Third, once you have that master’s in project management from USC, you [should pursue a] PMP (Project Management Professional certification) because that tells everyone you have met world-class certification.

You get those three things, it will transform the way you feel about yourself, about the way you do your job, and about what you can give to the community.

Tell us about you. What do you enjoy outside of the office?

I love just hanging around my wife and kids. Both of my kids were adopted from China. We hired a tutor who keeps them up to speed with Mandarin. Because it’s their language. They’ve got to know it. They’re such good kids. I take one of them to a lot of Thai kickboxing lessons. She’s going to get her black belt in the spring which is way cool. And the other is a budding chef, so I do a lot of prep work. You do whatever makes them happy. I will be married 40 years this spring. I am a very lucky guy.

What excites you about teaching the next generation at Bovard?
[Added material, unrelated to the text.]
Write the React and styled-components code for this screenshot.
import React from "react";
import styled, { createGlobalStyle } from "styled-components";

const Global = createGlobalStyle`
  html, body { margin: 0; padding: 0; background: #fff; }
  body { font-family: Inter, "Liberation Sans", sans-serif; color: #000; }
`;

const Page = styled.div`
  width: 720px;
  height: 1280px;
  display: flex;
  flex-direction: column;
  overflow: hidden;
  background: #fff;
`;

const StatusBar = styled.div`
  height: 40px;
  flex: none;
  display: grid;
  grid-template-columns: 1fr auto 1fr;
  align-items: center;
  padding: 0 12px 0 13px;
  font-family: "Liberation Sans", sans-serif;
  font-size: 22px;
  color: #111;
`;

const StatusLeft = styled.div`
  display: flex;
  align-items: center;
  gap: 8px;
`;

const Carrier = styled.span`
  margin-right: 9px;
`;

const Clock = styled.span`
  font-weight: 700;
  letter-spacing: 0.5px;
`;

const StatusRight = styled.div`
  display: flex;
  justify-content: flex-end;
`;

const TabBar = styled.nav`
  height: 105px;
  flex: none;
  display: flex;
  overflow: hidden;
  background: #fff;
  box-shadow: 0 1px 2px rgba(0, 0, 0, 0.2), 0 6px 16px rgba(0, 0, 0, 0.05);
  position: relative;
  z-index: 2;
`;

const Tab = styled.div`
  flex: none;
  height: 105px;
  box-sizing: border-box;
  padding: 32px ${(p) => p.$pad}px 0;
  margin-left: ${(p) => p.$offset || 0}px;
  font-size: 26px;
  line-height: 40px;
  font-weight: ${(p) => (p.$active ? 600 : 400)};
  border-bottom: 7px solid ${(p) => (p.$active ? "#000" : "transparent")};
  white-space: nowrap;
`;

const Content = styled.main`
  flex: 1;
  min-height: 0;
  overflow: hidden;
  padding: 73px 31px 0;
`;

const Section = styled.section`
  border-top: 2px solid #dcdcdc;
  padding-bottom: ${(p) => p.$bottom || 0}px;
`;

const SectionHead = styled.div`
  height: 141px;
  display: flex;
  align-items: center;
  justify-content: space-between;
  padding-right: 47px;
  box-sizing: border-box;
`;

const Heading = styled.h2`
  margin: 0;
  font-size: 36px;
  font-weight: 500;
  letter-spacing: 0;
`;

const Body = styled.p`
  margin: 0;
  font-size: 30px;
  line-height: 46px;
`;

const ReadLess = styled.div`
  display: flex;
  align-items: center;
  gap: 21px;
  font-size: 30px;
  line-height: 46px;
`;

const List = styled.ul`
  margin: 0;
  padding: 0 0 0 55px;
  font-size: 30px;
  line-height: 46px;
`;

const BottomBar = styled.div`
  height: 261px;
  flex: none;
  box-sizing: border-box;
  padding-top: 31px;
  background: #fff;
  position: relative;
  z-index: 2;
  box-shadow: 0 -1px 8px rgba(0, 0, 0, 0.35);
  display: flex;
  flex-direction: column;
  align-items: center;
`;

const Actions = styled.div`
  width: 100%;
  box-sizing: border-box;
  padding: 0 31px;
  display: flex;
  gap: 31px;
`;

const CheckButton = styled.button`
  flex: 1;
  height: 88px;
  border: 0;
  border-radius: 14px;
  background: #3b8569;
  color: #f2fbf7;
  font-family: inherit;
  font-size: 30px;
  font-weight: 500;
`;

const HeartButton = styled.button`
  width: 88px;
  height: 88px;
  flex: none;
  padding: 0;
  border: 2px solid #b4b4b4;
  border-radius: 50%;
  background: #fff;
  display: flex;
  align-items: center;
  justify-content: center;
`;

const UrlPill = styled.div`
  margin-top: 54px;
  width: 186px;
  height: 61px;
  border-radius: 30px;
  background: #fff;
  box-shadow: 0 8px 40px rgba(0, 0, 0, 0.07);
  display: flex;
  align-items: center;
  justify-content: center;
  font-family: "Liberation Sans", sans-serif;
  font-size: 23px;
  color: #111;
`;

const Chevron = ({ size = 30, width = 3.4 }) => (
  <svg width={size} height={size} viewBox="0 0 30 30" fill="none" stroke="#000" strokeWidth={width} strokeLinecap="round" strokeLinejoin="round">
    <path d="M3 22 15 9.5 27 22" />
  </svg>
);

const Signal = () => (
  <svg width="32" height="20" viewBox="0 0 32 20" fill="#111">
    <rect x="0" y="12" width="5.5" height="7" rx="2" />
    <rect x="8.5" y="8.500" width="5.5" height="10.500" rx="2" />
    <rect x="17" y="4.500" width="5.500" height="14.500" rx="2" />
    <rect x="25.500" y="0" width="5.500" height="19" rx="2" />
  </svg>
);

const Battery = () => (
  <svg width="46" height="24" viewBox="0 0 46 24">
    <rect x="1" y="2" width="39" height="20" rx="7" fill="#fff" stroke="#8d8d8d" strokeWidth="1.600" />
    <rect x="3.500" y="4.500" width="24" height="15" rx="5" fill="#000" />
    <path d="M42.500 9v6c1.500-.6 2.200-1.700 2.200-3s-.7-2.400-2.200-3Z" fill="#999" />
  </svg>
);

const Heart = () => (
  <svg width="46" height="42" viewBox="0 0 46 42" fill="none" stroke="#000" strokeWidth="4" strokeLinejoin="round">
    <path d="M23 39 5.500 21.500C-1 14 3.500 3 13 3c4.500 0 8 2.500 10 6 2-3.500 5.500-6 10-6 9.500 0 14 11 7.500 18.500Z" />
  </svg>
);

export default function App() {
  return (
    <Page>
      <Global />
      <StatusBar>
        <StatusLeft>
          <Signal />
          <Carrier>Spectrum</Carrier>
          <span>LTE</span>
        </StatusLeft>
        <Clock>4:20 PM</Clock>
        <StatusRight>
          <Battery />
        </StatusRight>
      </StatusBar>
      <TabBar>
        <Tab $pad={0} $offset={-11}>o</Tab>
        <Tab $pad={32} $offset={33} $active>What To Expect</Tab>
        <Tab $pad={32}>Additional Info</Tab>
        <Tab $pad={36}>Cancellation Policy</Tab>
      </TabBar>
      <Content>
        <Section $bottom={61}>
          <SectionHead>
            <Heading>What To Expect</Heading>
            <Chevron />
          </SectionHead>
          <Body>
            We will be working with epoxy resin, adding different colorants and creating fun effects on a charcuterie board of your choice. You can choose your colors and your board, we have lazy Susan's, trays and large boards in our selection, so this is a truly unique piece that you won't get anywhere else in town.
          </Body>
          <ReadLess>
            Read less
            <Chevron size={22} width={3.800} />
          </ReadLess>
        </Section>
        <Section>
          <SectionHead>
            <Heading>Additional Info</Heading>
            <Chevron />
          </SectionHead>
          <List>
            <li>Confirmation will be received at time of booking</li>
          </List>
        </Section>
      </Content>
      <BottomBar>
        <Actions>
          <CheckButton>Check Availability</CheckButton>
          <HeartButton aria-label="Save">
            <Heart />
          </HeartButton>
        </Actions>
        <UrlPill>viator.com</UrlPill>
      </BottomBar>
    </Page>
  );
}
I love the students. They’re really good. They want to learn, they’re smart. They get it, which is fun, too. There’s no sense working hard at it if they’re not trying hard. One of my students, I laughed — he said, “I have football practice,” and I said, “Where do you practice?” And he said, “Well, I play football for USC…”

I looked him up — he plays a lot of football for USC. He’s a 5th year player. And he not only walked onto the football team, he was good enough to earn a scholarship. And he’s a hard worker — since he has an extra year of eligibility he’s getting a master’s degree.

I tease him, because I played Division III football. I said, “Reuben [Peters], I really admire what you’re doing, but I’m not going to cut you one bit of slack because you’ve got such skills.”

He told me, “I wouldn’t want that. I am here to learn how to become a project manager.”

That’s why I like teaching Bovard students.